A geologic model's characterization of the subsurface derives from the assigning of geologic rock properties, such as lithology, porosity, acoustic impedance, permeability, and water saturation, to each of the blocks in the model. The process of assigning values to the blocks is generally constrained by stratigraphic or structural surfaces and boundaries, such as facies changes, that separate regions of different geologic and geophysical properties within the subsurface. The importance of the values that are assigned to each of the blocks results from the fact that the spatial continuity of the rock properties in a petroleum reservoir can significantly influence the characteristics of fluid flow from the reservoir. More accurate geologic model characterizations of rock property spatial continuity allow more accurate planning of the production that can be attained from the reservoir. For this reason, methods of improving the accuracy of the characterization of rock property spatial continuity in geologic models are desired.
Industry presently characterizes the three-dimensional spatial continuity of a rock property in a geologic model using geostatistical algorithms. These algorithms use a variogram to quantify the spatial variability of the rock property as a function of both separation distance and direction between individual blocks in the model. The algorithms also assume stationarity in the geologic characteristics of the modeled subsurface region. In other words, geostatistical algorithms assume that a modeled rock property can be represented by a single set of statistical measures, which are often referred to as global measures. For example, a single global variogram model would be used to represent the spatial continuity of the modeled rock property over all blocks of the entire model. A limitation of this method, however, is that it is well known that the geologic characteristics of the subsurface are non-stationary. Specifically, the spatial continuity of a rock property may change locally within the model, sometimes according to predictable or measurable trends. These local changes will be referred to as local measures, and may be characterized by local variogram models.

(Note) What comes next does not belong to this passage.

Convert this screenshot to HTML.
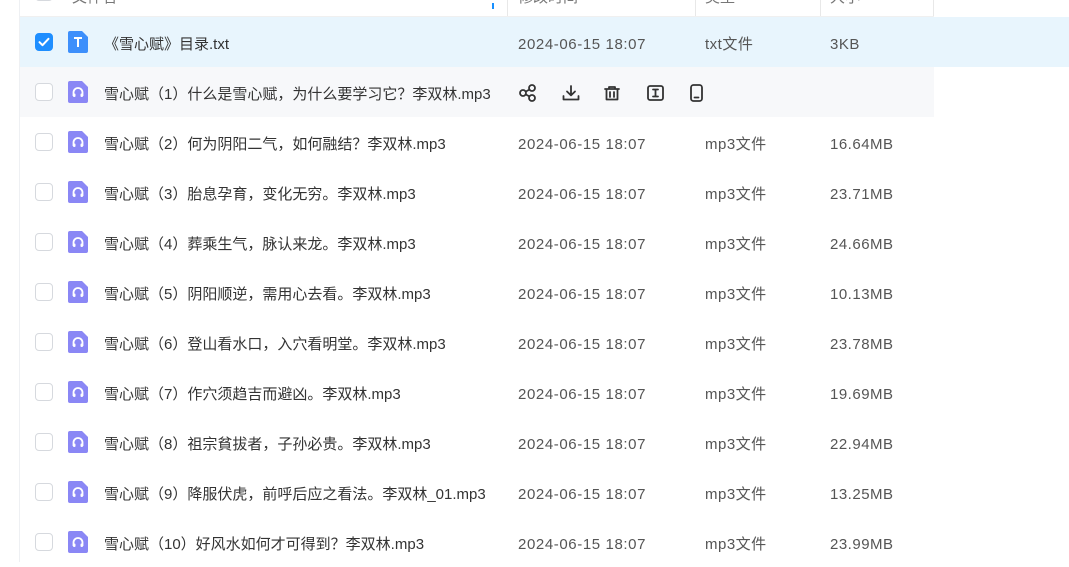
<!DOCTYPE html>
<html><head><meta charset="utf-8"><style>
*{margin:0;padding:0;box-sizing:border-box}
body{width:1069px;height:562px;overflow:hidden;background:#fff;font-family:"Liberation Sans","Noto Sans CJK SC",sans-serif;font-size:15px;color:#333;position:relative}
.vl{position:absolute;left:19px;top:0;width:1px;height:562px;background:#eef0f3}
.hdr{position:absolute;left:20px;top:-33px;width:914px;height:50px;border-bottom:1px solid #f0f0f0}
.hdr span{position:absolute;top:21px;color:#777;font-size:15px;line-height:20px}
.sep{position:absolute;top:33px;width:1px;height:16px;background:#e8e8e8}
.row{position:absolute;left:20px;height:50px;width:914px}
.row .cb{position:absolute;left:15px;top:16px;width:18px;height:18px;border:1px solid #d6d9de;border-radius:4px;background:#fff}
.row .ic{position:absolute;left:48px;top:14px;width:20px;height:22px}
.row .t{position:absolute;top:18px;line-height:20px;white-space:nowrap}
.n{left:84px;color:#333}.d{left:498px;color:#555;letter-spacing:0.6px}.ty{left:685px;color:#555;letter-spacing:0.5px}.s{left:810px;color:#555;letter-spacing:0.5px}
</style></head><body>
<div class="vl"></div>
<div class="hdr">
<div style="position:absolute;left:15px;top:16px;width:18px;height:18px;border:1px solid #d6d9de;border-radius:4px"></div>
<span style="left:52px">文件名</span>
<div style="position:absolute;left:472px;top:36px;width:2px;height:6px;background:#1890ff"></div>
<div class="sep" style="left:487px"></div><span style="left:498px">修改时间</span>
<div class="sep" style="left:675px"></div><span style="left:685px">类型</span>
<div class="sep" style="left:800px"></div><span style="left:810px">大小</span>
<div class="sep" style="left:913px"></div>
</div>

<div class="row" style="top:17px;width:1049px;background:#e8f5fd">
<div class="cb" style="background:#1e8eff;border-color:#1e8eff"><svg width="16" height="16" viewBox="0 0 16 16" style="position:absolute;left:0;top:0"><path d="M3.5 8.2l3 3 6-6.4" stroke="#fff" stroke-width="2" fill="none" stroke-linecap="round" stroke-linejoin="round"/></svg></div>
<svg class="ic" viewBox="0 0 20 22"><path d="M2 0h12l6 6v14a2 2 0 0 1-2 2H2a2 2 0 0 1-2-2V2a2 2 0 0 1 2-2z" fill="#3d8ffb"/><path d="M6 7h8M10 7v9" stroke="#fff" stroke-width="2"/></svg>
<div class="t n">《雪心赋》目录.txt</div><div class="t d">2024-06-15 18:07</div><div class="t ty">txt文件</div><div class="t s">3KB</div>
</div>

<div class="row" style="top:67px;background:#f7f8fa">
<div class="cb"></div>
<svg class="ic" viewBox="0 0 20 22"><path d="M2 0h12l6 6v14a2 2 0 0 1-2 2H2a2 2 0 0 1-2-2V2a2 2 0 0 1 2-2z" fill="#8a87f5"/><path d="M5.5 15v-3.5a4.5 4.5 0 0 1 9 0V15" stroke="#fff" stroke-width="1.8" fill="none"/><rect x="5" y="12.5" width="2.5" height="3.5" rx="1" fill="#fff"/><rect x="12.5" y="12.5" width="2.5" height="3.5" rx="1" fill="#fff"/></svg>
<div class="t n">雪心赋（1）什么是雪心赋，为什么要学习它？李双林.mp3</div>
<svg style="position:absolute;left:498px;top:16px" width="200" height="20" viewBox="0 0 200 20" fill="none" stroke="#333" stroke-width="1.8" stroke-linecap="round" stroke-linejoin="round">
<circle cx="5" cy="10" r="3"/><circle cx="14" cy="5" r="3"/><circle cx="14" cy="15" r="3"/><path d="M7.7 8.6l3.6-2M7.7 11.4l3.6 2"/>
<path d="M53 3v9M49 8.5l4 3.8 4-3.8M45.5 13v3.5h15V13"/>
<path d="M87 6h14M91 6V4h6v2M88.5 6v10.5h11V6M92 9v5M96 9v5"/>
<rect x="130" y="3" width="15" height="14" rx="2"/><path d="M135 6.5h5M137.5 6.5v7M135 13.5h5"/>
<rect x="173" y="2" width="11" height="16" rx="2.5"/><path d="M176.5 14.5h4"/>
</svg>
</div>

<div class="row" style="top:117px"><div class="cb"></div><svg class="ic" viewBox="0 0 20 22"><path d="M2 0h12l6 6v14a2 2 0 0 1-2 2H2a2 2 0 0 1-2-2V2a2 2 0 0 1 2-2z" fill="#8a87f5"/><path d="M5.5 15v-3.5a4.5 4.5 0 0 1 9 0V15" stroke="#fff" stroke-width="1.8" fill="none"/><rect x="5" y="12.5" width="2.5" height="3.5" rx="1" fill="#fff"/><rect x="12.5" y="12.5" width="2.5" height="3.5" rx="1" fill="#fff"/></svg><div class="t n">雪心赋（2）何为阴阳二气，如何融结？李双林.mp3</div><div class="t d">2024-06-15 18:07</div><div class="t ty">mp3文件</div><div class="t s">16.64MB</div></div>
<div class="row" style="top:167px"><div class="cb"></div><svg class="ic" viewBox="0 0 20 22"><path d="M2 0h12l6 6v14a2 2 0 0 1-2 2H2a2 2 0 0 1-2-2V2a2 2 0 0 1 2-2z" fill="#8a87f5"/><path d="M5.5 15v-3.5a4.5 4.5 0 0 1 9 0V15" stroke="#fff" stroke-width="1.8" fill="none"/><rect x="5" y="12.5" width="2.5" height="3.5" rx="1" fill="#fff"/><rect x="12.5" y="12.5" width="2.5" height="3.5" rx="1" fill="#fff"/></svg><div class="t n">雪心赋（3）胎息孕育，变化无穷。李双林.mp3</div><div class="t d">2024-06-15 18:07</div><div class="t ty">mp3文件</div><div class="t s">23.71MB</div></div>
<div class="row" style="top:217px"><div class="cb"></div><svg class="ic" viewBox="0 0 20 22"><path d="M2 0h12l6 6v14a2 2 0 0 1-2 2H2a2 2 0 0 1-2-2V2a2 2 0 0 1 2-2z" fill="#8a87f5"/><path d="M5.5 15v-3.5a4.5 4.5 0 0 1 9 0V15" stroke="#fff" stroke-width="1.8" fill="none"/><rect x="5" y="12.5" width="2.5" height="3.5" rx="1" fill="#fff"/><rect x="12.5" y="12.5" width="2.5" height="3.5" rx="1" fill="#fff"/></svg><div class="t n">雪心赋（4）葬乘生气，脉认来龙。李双林.mp3</div><div class="t d">2024-06-15 18:07</div><div class="t ty">mp3文件</div><div class="t s">24.66MB</div></div>
<div class="row" style="top:267px"><div class="cb"></div><svg class="ic" viewBox="0 0 20 22"><path d="M2 0h12l6 6v14a2 2 0 0 1-2 2H2a2 2 0 0 1-2-2V2a2 2 0 0 1 2-2z" fill="#8a87f5"/><path d="M5.5 15v-3.5a4.5 4.5 0 0 1 9 0V15" stroke="#fff" stroke-width="1.8" fill="none"/><rect x="5" y="12.5" width="2.5" height="3.5" rx="1" fill="#fff"/><rect x="12.5" y="12.5" width="2.5" height="3.5" rx="1" fill="#fff"/></svg><div class="t n">雪心赋（5）阴阳顺逆，需用心去看。李双林.mp3</div><div class="t d">2024-06-15 18:07</div><div class="t ty">mp3文件</div><div class="t s">10.13MB</div></div>
<div class="row" style="top:317px"><div class="cb"></div><svg class="ic" viewBox="0 0 20 22"><path d="M2 0h12l6 6v14a2 2 0 0 1-2 2H2a2 2 0 0 1-2-2V2a2 2 0 0 1 2-2z" fill="#8a87f5"/><path d="M5.5 15v-3.5a4.5 4.5 0 0 1 9 0V15" stroke="#fff" stroke-width="1.8" fill="none"/><rect x="5" y="12.5" width="2.5" height="3.5" rx="1" fill="#fff"/><rect x="12.5" y="12.5" width="2.5" height="3.5" rx="1" fill="#fff"/></svg><div class="t n">雪心赋（6）登山看水口，入穴看明堂。李双林.mp3</div><div class="t d">2024-06-15 18:07</div><div class="t ty">mp3文件</div><div class="t s">23.78MB</div></div>
<div class="row" style="top:367px"><div class="cb"></div><svg class="ic" viewBox="0 0 20 22"><path d="M2 0h12l6 6v14a2 2 0 0 1-2 2H2a2 2 0 0 1-2-2V2a2 2 0 0 1 2-2z" fill="#8a87f5"/><path d="M5.5 15v-3.5a4.5 4.5 0 0 1 9 0V15" stroke="#fff" stroke-width="1.8" fill="none"/><rect x="5" y="12.5" width="2.5" height="3.5" rx="1" fill="#fff"/><rect x="12.5" y="12.5" width="2.5" height="3.5" rx="1" fill="#fff"/></svg><div class="t n">雪心赋（7）作穴须趋吉而避凶。李双林.mp3</div><div class="t d">2024-06-15 18:07</div><div class="t ty">mp3文件</div><div class="t s">19.69MB</div></div>
<div class="row" style="top:417px"><div class="cb"></div><svg class="ic" viewBox="0 0 20 22"><path d="M2 0h12l6 6v14a2 2 0 0 1-2 2H2a2 2 0 0 1-2-2V2a2 2 0 0 1 2-2z" fill="#8a87f5"/><path d="M5.5 15v-3.5a4.5 4.5 0 0 1 9 0V15" stroke="#fff" stroke-width="1.8" fill="none"/><rect x="5" y="12.5" width="2.5" height="3.5" rx="1" fill="#fff"/><rect x="12.5" y="12.5" width="2.5" height="3.5" rx="1" fill="#fff"/></svg><div class="t n">雪心赋（8）祖宗貧拔者，子孙必贵。李双林.mp3</div><div class="t d">2024-06-15 18:07</div><div class="t ty">mp3文件</div><div class="t s">22.94MB</div></div>
<div class="row" style="top:467px"><div class="cb"></div><svg class="ic" viewBox="0 0 20 22"><path d="M2 0h12l6 6v14a2 2 0 0 1-2 2H2a2 2 0 0 1-2-2V2a2 2 0 0 1 2-2z" fill="#8a87f5"/><path d="M5.5 15v-3.5a4.5 4.5 0 0 1 9 0V15" stroke="#fff" stroke-width="1.8" fill="none"/><rect x="5" y="12.5" width="2.5" height="3.5" rx="1" fill="#fff"/><rect x="12.5" y="12.5" width="2.5" height="3.5" rx="1" fill="#fff"/></svg><div class="t n">雪心赋（9）降服伏虎，前呼后应之看法。李双林_01.mp3</div><div class="t d">2024-06-15 18:07</div><div class="t ty">mp3文件</div><div class="t s">13.25MB</div></div>
<div class="row" style="top:517px"><div class="cb"></div><svg class="ic" viewBox="0 0 20 22"><path d="M2 0h12l6 6v14a2 2 0 0 1-2 2H2a2 2 0 0 1-2-2V2a2 2 0 0 1 2-2z" fill="#8a87f5"/><path d="M5.5 15v-3.5a4.5 4.5 0 0 1 9 0V15" stroke="#fff" stroke-width="1.8" fill="none"/><rect x="5" y="12.5" width="2.5" height="3.5" rx="1" fill="#fff"/><rect x="12.5" y="12.5" width="2.5" height="3.5" rx="1" fill="#fff"/></svg><div class="t n">雪心赋（10）好风水如何才可得到？李双林.mp3</div><div class="t d">2024-06-15 18:07</div><div class="t ty">mp3文件</div><div class="t s">23.99MB</div></div>
</body></html>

At present, there are no geostatistical methods available to the industry that allow modeling of continuous spatial trends in rock-property continuity within a modeled region of the subsurface. Examples of properties in which the ability to model such trends would be beneficial include porosity, permeability, and shale volume. The benefit of such an ability would be that if the continuity of spatial trends within the region of the subsurface could be determined, then any such trends could be built into the geologic model. Furthermore, by controlling continuity trends in these properties a model can be developed which more effectively represents subsurface trends in such characteristics as bed thickness, also referred to as vertical continuity, and body dimension, also referred to as lateral continuity. The reservoir performance that is simulated based on the model would then be more likely to be an accurate prediction of the future performance of the reservoir. The present invention provides the geologic modeler with this ability.